The Diplomat
The Spanish Exporters and Investors Club welcomes the dynamism maintained by the Spanish foreign trade sector, which recorded an increase of 14.6% year-on-year in the first quarter of 2023 compared to the same period in 2022, reaching 102,683.9 million euros.
However, the organisation points out in a statement that it is concerned about the slowdown in the global economy, which could end up affecting the balance of Spanish exports in the remainder of the year. “This has already been noted in the first quarter, as our exports increased in volume by only 3.5%,” it warns.
The Exporters’ Club highlights as positive data from the foreign trade figures released on Thursday, the reduction in the trade deficit, which stood at 6,578.3 million euros, when a year ago it rose to 15,416.5 million. It also appreciates that the non-energy balance in the first quarter showed a surplus of 1,639.3 million euros, compared to a deficit of 4,364.1 million euros in the same period of 2022.
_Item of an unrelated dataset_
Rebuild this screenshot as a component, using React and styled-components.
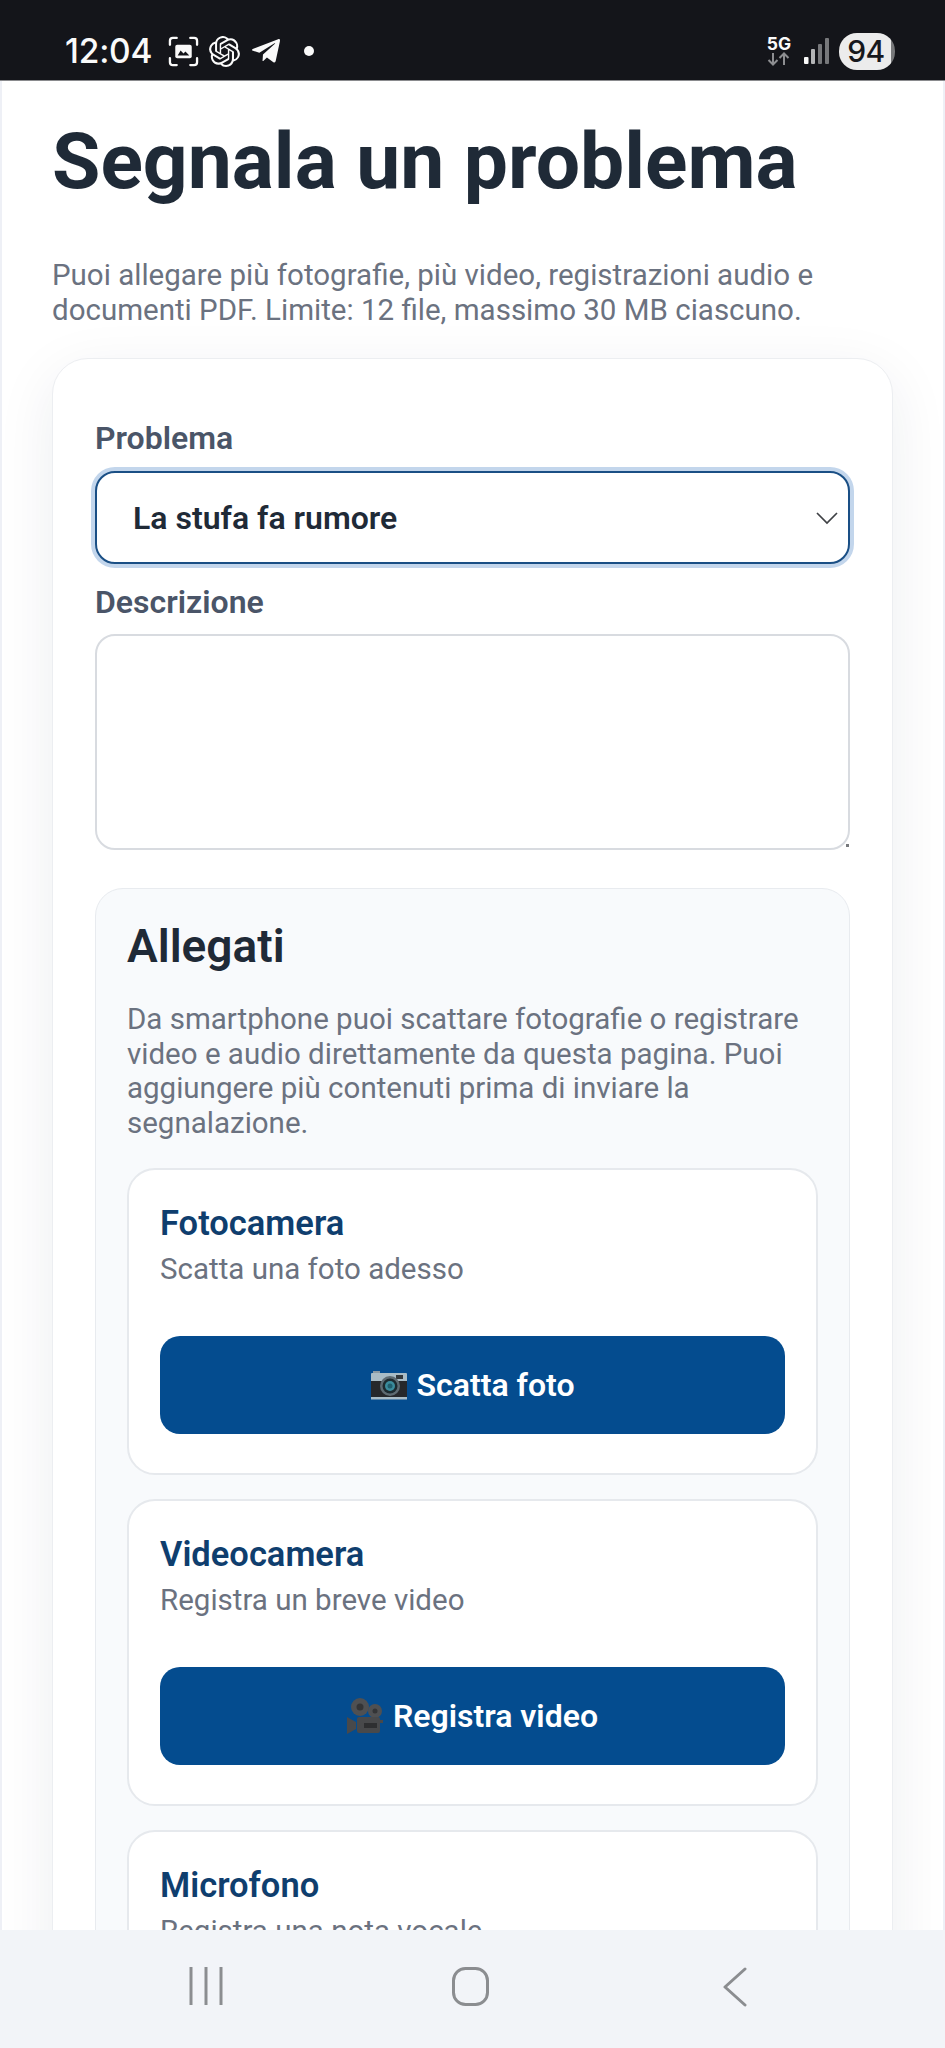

The Club also considers that a sign of the dynamism of Spanish exports, and of the effort of companies to increase their sales in foreign markets, is the greater intensity of their growth compared to the euro zone (7.7%) and the European Union-27 (8.2%). Likewise, Spanish exports are growing faster than those of Germany (7.8%), France (9.5%) and Italy (9.8%). They are also growing faster than those of the United Kingdom (13.9% year-on-year), the United States (6.5%), China (8.4%) and Japan (4.8%).
Despite the good data harvested by the foreign sector in the first quarter of 2023, the Exporters’ Club believes that it is still too early to draw significant conclusions about how exports may evolve in the remainder of the year.
Thus, it expresses its caution due to the fact that the GDP of many countries is either decreasing or not growing, there is uncertainty and the increase in interest rates is causing a reduction in economic activity in the rest of the world.
For this reason, the Exporters’ Club insists on the need to adopt business support measures that provide stability and certainty and that reduce the tax burden on companies and encourage investment.
The organisation recommends increasing Spain’s export base by making it easier for companies to increase their size. “The fact that, for the last 25 years, 67% of exports have been concentrated in just 1,000 companies may represent a major risk for our economy”, they warn.
Finally, the Club calls for the strengthening of intelligence systems in companies and administrations in order to anticipate possible risk situations.